I run model trains….
I want to wash when I meet a poet.
They’re Reds, addicts,
delinquents.
What you write is rot.
Mr Hines says so, and he’s a schoolteacher,
he ought to know.
Go and find work.
(CPB 123)
Bunting’s affiliations could scarcely be clearer: on one side, Bunting, Pickard, and their allies at Morden Tower; on the other, “the chairman,” “an accountant,” and “a schoolteacher,” who consider all poets “delinquents.” Bunting’s appeal to “unabashed girls and boys” thus looks like his last, most satisfactory answer to the “problem of patronage” that Richard Price has seen throughout Bunting’s work and which “What The Chairman Told Tom” brings up (“Basil Bunting,” 99). At seventeen (the age when Bunting abandoned Peggy), Pickard had established a common-law marriage with his first love, started a family, and begun to create what Bunting had never quite had: a literary community that owed nothing to London, nothing to adult authorities, and nothing to the canons of respectability that would have condemned Basil’s liason with Peggy.

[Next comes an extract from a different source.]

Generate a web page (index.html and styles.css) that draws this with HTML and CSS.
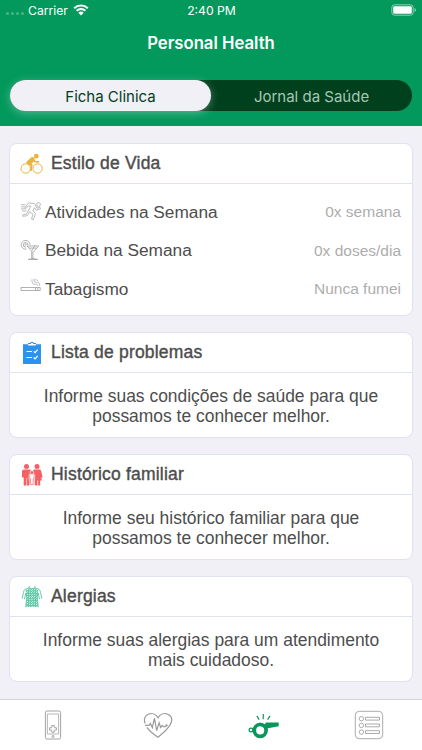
FILE: index.html
```html
<!DOCTYPE html>
<html lang="pt-BR">
<head>
    <meta charset="UTF-8">
    <meta name="viewport" content="width=device-width, initial-scale=1.0">
    <title>Personal Health</title>
    <link rel="stylesheet" href="styles.css">
</head>
<body>
    <header class="top">
        <div class="status-bar">
            <div class="carrier">
                <span class="dots"><i></i><i></i><i></i><i></i></span>
                <span class="carrier-name">Carrier</span>
                <svg class="wifi" width="16" height="12" viewBox="0 0 16 12">
                    <path d="M1.2 4.3a9.8 9.8 0 0 1 13.6 0M3.6 6.8a6.3 6.3 0 0 1 8.8 0" fill="none" stroke="#fff" stroke-width="2"/>
                    <path d="M5.3 8.8a3.8 3.8 0 0 1 5.4 0L8 11.5z" fill="#fff"/>
                </svg>
            </div>
            <span class="time">2:40 PM</span>
            <svg class="battery" width="26" height="12" viewBox="0 0 26 12">
                <rect x=".8" y=".8" width="21.4" height="10.4" rx="2.8" fill="none" stroke="#8fd0b2"/>
                <rect x="2.2" y="2.2" width="18.6" height="7.6" rx="1.4" fill="#fff"/>
                <path d="M23.5 4v4q1.5-.6 1.5-2t-1.5-2" fill="#8fd0b2"/>
            </svg>
        </div>
        <h1>Personal Health</h1>
        <div class="tabs">
            <button class="tab active">Ficha Clinica</button>
            <button class="tab">Jornal da Saúde</button>
        </div>
    </header>

    <main>
        <section class="card">
            <h2>
                <svg width="24" height="22" viewBox="0 0 24 22" fill="none" stroke="#e9b43c">
                    <circle cx="5.7" cy="15.5" r="4.7"/>
                    <circle cx="17.6" cy="15.5" r="4.7"/>
                    <circle cx="16.3" cy="3.2" r="2.4" fill="#e9b43c" stroke="none"/>
                    <path d="M7.6 9.8l4 2.2-.6 5" stroke-width="2" stroke-linejoin="round" stroke-linecap="round"/>
                    <path d="M12.6 5.6l2 2.9 4 .3" stroke-width="1.7" stroke-linecap="round" stroke-linejoin="round"/>
                    <path d="M6.600 9.400l5-4.900 2.200.4.600 2.300-3.200 3.400-2 .5z" fill="#e9b43c" stroke-linejoin="round"/>
                </svg>
                <span>Estilo de Vida</span>
            </h2>
            <ul class="habits">
                <li>
                    <svg width="22" height="22" viewBox="0 0 22 22" fill="none" stroke="#a8a8a8" stroke-width=".8">
                        <circle cx="18.5" cy="3.5" r="1.9"/>
                        <path d="M8.5 1.800l6.200.9 2.100 4.400 3.300-.6.500 1.300-4.600 1.400-1.500-2.500-1.600 3 2.600 2.900-2.200 6.100-1.800-.6 1.500-4.800-3.400-2.500-2.300 3.900-4.600.6.100-1.500 3.500-.6 4.600-8-2.600-.3-2.100 2.300-1-.8z"/>
                        <path d="M1 3.700h4.300M1 5.800h4M1 7.900h5.200M2 10h4.500"/>
                    </svg>
                    <span class="habit">Atividades na Semana</span>
                    <span class="value">0x semana</span>
                </li>
                <li>
                    <svg width="22" height="22" viewBox="0 0 22 22" fill="none" stroke="#a8a8a8" stroke-width=".9">
                        <path d="M7 6h11.800l-5.900 6.500v6.500M7 6l5.900 6.500M9 8.100h8M8 19.500q5-2.200 10 0zM11.700 11.500v7M12 10.500l3.300-5.500"/>
                        <path d="M10 4.800A4.400 4.400 0 1 0 6.500 9.100M7.900 4.800a2.300 2.300 0 1 0-2.300 2.400"/>
                        <path d="M5.600 2.500v4.600M3.300 4.800h4.500" stroke-width=".5"/>
                    </svg>
                    <span class="habit">Bebida na Semana</span>
                    <span class="value">0x doses/dia</span>
                </li>
                <li>
                    <svg width="22" height="22" viewBox="0 0 22 22" fill="none" stroke="#a8a8a8" stroke-width=".9">
                        <path d="M1 9.500h19.200v3H1zM15.500 9.500v3M17.800 9.500v3"/>
                        <path d="M19.700 8V6.600q0-2.200-2.200-2.200h-1.400q-2.200 0-2.200-2.200V.8M17.700 8v-.6q0-1-1.200-1h-1.400q-3.200-.2-3.200-3.200V1.400M14.400 2q2-1 3.800.9" stroke-width=".7"/>
                    </svg>
                    <span class="habit">Tabagismo</span>
                    <span class="value">Nunca fumei</span>
                </li>
            </ul>
        </section>

        <section class="card">
            <h2>
                <svg width="24" height="24" viewBox="0 0 24 24">
                    <path d="M3 3.2h5V2h2.2a2 2 0 0 1 3.6 0H16v1.2h5V23H3z" fill="#2d92ea"/>
                    <path d="M8.2 3h7.6v1.5H8.2zM11 2h2v1h-2z" fill="#fff"/>
                    <path d="M6.5 10.5h5.5M6.5 16.5h5.5M13.7 10.4l1.4 1.3 2.5-3M13.7 16.5l1.4 1.3 2.5-3" fill="none" stroke="#fff" stroke-width="1.2"/>
                </svg>
                <span>Lista de problemas</span>
            </h2>
            <p>Informe suas condições de saúde para que possamos te conhecer melhor.</p>
        </section>

        <section class="card">
            <h2>
                <svg width="24" height="24" viewBox="0 0 24 24" fill="#f66064">
                    <circle cx="6.5" cy="3.400" r="2.500"/>
                    <circle cx="17" cy="3.400" r="2.500"/>
                    <path d="M3.800 6.400h5.400q1.400 0 1.700 1.200v4.500H9.500v10.400H7.100V15h-.6v7.500H3.700v-8H2V8.400q0-2 1.800-2z"/>
                    <path d="M14.600 6.400h4.600q1.600 0 1.900 1.400l1.500 6.500-1.400.4.700 2.800h-1.700v5h-2.100v-5h-.7v5h-2.700V12.100h-1.600V7.600q.3-1.200 1.500-1.200z"/>
                    <path d="M8.700 11.600h6.400v4.600h-1.200v6.300H9.900v-6.300H8.700z" fill="#fff"/>
                    <path d="M9.700 12.200v3.500h.9v5.800h2.600v-5.800h.9v-3.500" fill="none" stroke="#f66064" stroke-width=".7"/>
                    <circle cx="11.900" cy="9.600" r="1.900" stroke="#fff" stroke-width=".7"/>
                </svg>
                <span>Histórico familiar</span>
            </h2>
            <p>Informe seu histórico familiar para que possamos te conhecer melhor.</p>
        </section>

        <section class="card">
            <h2>
                <svg width="24" height="24" viewBox="0 0 24 24" fill="none" stroke="#58c5a1">
                    <defs>
                        <pattern id="spots" width="2.4" height="2.4" patternUnits="userSpaceOnUse">
                            <rect x=".2" y=".2" width=".9" height=".9" fill="#b0e6d4"/>
                            <rect x="1.400" y="1.400" width=".9" height=".9" fill="#b0e6d4"/>
                        </pattern>
                    </defs>
                    <path d="M9.500 2.500q2.500 1.600 5 0l1.500 1.500 2.500 1-1 8 .5 9H6l.5-9-1-8 2.500-1z" fill="url(#spots)" stroke="none"/>
                    <path d="M9.5 1l-.8 2-3.5 1.300q-1.700.8-1.800 3.500L2.200 13.700M14.500 1l.8 2 3.500 1.300q1.700.8 1.800 3.500l1.200 5.900M5.700 8l-1.200 6.200M18.300 8l1.200 6.200M6.200 8.500q1.300 4 .1 8l-.6 5.700M17.800 8.500q-1.300 4-.1 8l.6 5.700" stroke-width=".9"/>
                </svg>
                <span>Alergias</span>
            </h2>
            <p>Informe suas alergias para um atendimento mais cuidadoso.</p>
        </section>
    </main>

    <nav class="bottom-nav">
        <a>
            <svg width="30" height="30" viewBox="0 0 30 30" fill="none" stroke="#a3a3a3">
                <rect x="7.4" y="1" width="15.2" height="28" rx="1.5"/>
                <path d="M9.4 4h11.2v20H9.4z" stroke-width=".8"/>
                <path d="M13.8 15.5h2.4v1.8q0 .4.4.4h1.8v2.4h-1.8q-.4 0-.4.4v1.8h-2.4v-1.8q0-.4-.4-.4h-1.800v-2.400h1.800q.4 0 .4-.4z"/>
                <circle cx="15" cy="26.5" r="1"/>
            </svg>
        </a>
        <a>
            <svg width="30" height="30" viewBox="0 0 30 30" fill="none" stroke="#999" stroke-width="1.2">
                <path d="M2.2 13.5C.3 9 2.2 5.5 5.2 4.2 9 2.7 13 4.3 15 7.8c2-3.5 6-5.1 9.800-3.600C28 5.600 29.500 9 28 13c-1.700 4.600-6.500 9-13 14.200C10 24 6.400 20.800 4 17.300"/>
                <path d="M2 15.4h4l1.4-2 2 4.2 2-9.6 2.3 12.7 2.4-8 1.5 4.8 1.6-2.1 1.3 1.3h2.2"/>
                <circle cx="23.5" cy="15.4" r=".6"/>
            </svg>
        </a>
        <a>
            <svg width="32" height="30" viewBox="0 0 32 30" fill="none" stroke="#08965b">
                <path d="M8.9 5.9l2.2 3.7M15.2 4v5.2M22 5.9l-2.4 3.7" stroke-width="1.2"/>
                <circle cx="3" cy="20" r="1.9" stroke-width="1.2"/>
                <circle cx="12.2" cy="20.4" r="5.9" stroke-width="3.7"/>
                <path d="M11.5 12.7h1.7l1 1.800h2.600l1-2h12.900v3.800l-10.700 2-4.500-.8-4-2.200z" fill="#08965b" stroke="none"/>
            </svg>
        </a>
        <a>
            <svg width="30" height="30" viewBox="0 0 30 30" fill="none" stroke="#a0a0a0" stroke-width=".9">
                <rect x="1.3" y="1.3" width="27.4" height="27.4" rx="4"/>
                <circle cx="7.4" cy="8.7" r="2.2"/>
                <circle cx="7.4" cy="15.4" r="2.2"/>
                <circle cx="7.4" cy="22.1" r="2.2"/>
                <path d="M11.5 7.3h14v2.8h-14zM11.5 14h14v2.8h-14zM11.5 20.7h14v2.8h-14z"/>
            </svg>
        </a>
    </nav>
</body>
</html>
```
FILE: styles.css
```css
body {
    margin: 0;
    height: 750px;
    display: flex;
    flex-direction: column;
    background: #f1f0f7;
    color: #4d4d4d;
    font-family: "Liberation Sans", Arial, sans-serif;
    overflow: hidden;
}

.top {
    box-sizing: border-box;
    height: 126px;
    flex-shrink: 0;
    background: #03995c;
    color: #fff;
    font-family: Inter, sans-serif;
}

.status-bar {
    display: grid;
    grid-template-columns: 1fr auto 1fr;
    align-items: center;
    height: 20px;
    padding: 0 5px 0 6px;
    font-size: 12.2px;
}

.carrier {
    display: flex;
    align-items: center;
}

.dots {
    display: flex;
    gap: 2px;
    padding-top: 7px;
    margin-right: 4px;
}

.dots i {
    width: 3px;
    height: 3px;
    border-radius: 50%;
    background: #4ab488;
}

.wifi {
    margin-left: 5px;
}

.battery {
    justify-self: end;
}

h1 {
    margin: 0;
    height: 46px;
    line-height: 46px;
    text-align: center;
    font-size: 16.7px;
    font-weight: 600;
}

.tabs {
    display: flex;
    height: 31px;
    margin: 14px 10px 0;
    border-radius: 16px;
    background: #00401d;
}

.tab {
    flex: 1;
    border: none;
    border-radius: 16px;
    padding: 1px 0 0;
    background: none;
    color: #a7c7b5;
    font: 15px Inter, sans-serif;
}

.tab.active {
    background: #f1f0f7;
    color: #00401d;
    box-shadow: 0 2px 8px rgba(241, 240, 247, 0.35);
}

main {
    flex: 1;
    display: flex;
    flex-direction: column;
    gap: 16px;
    padding: 17px 9px 0;
}

.card {
    box-sizing: border-box;
    height: 106px;
    flex-shrink: 0;
    background: #fff;
    border: 1px solid #dfe2f0;
    border-radius: 8px;
}

.card:first-child {
    height: 173px;
}

.card h2 {
    display: flex;
    align-items: center;
    gap: 7px;
    height: 39px;
    margin: 0;
    padding-left: 10px;
    border-bottom: 1px solid #dfe2f0;
    font-size: 17.5px;
    font-weight: 400;
    letter-spacing: 0.2px;
    -webkit-text-stroke: 0.4px #4d4d4d;
}

.card p {
    margin: 0;
    padding: 13px 24px 0;
    text-align: center;
    font-size: 17.45px;
    line-height: 20px;
}

.habits {
    margin: 0;
    padding: 9px 11px 0 10px;
    list-style: none;
}

.habits li {
    display: flex;
    align-items: center;
    height: 38.6px;
}

.habit {
    flex: 1;
    margin-left: 3px;
    font-size: 17.25px;
}

.value {
    color: #adadad;
    font-size: 15.5px;
}

.bottom-nav {
    box-sizing: border-box;
    height: 51px;
    flex-shrink: 0;
    display: flex;
    background: #fff;
    border-top: 1px solid #d5d5da;
}

.bottom-nav a {
    flex: 1;
    display: flex;
    align-items: center;
    justify-content: center;
}
```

No wonder, then, that Briggflatts as autobiography presents itself as a record of potential and of failure; no wonder it juxtaposed its sweet (and sexual) memories of Bunting’s own adolescence with violently mixed feelings about adulthood. In asking why and how he failed his first love, in drawing on youth counterculture while doing so, the poem also places at its heart the contradiction between adolescence as perpetual pastoral, the same sort of thing in each generation, and adolescence as something new. Conscious of ancient history, dependent on 1960s youth, nostalgic for an erotic life conceived as at once transhistorically archaic and indissolubly personal, Briggflatts draws on the history of adolescence in Britain in order to ask whether and how we must grow up.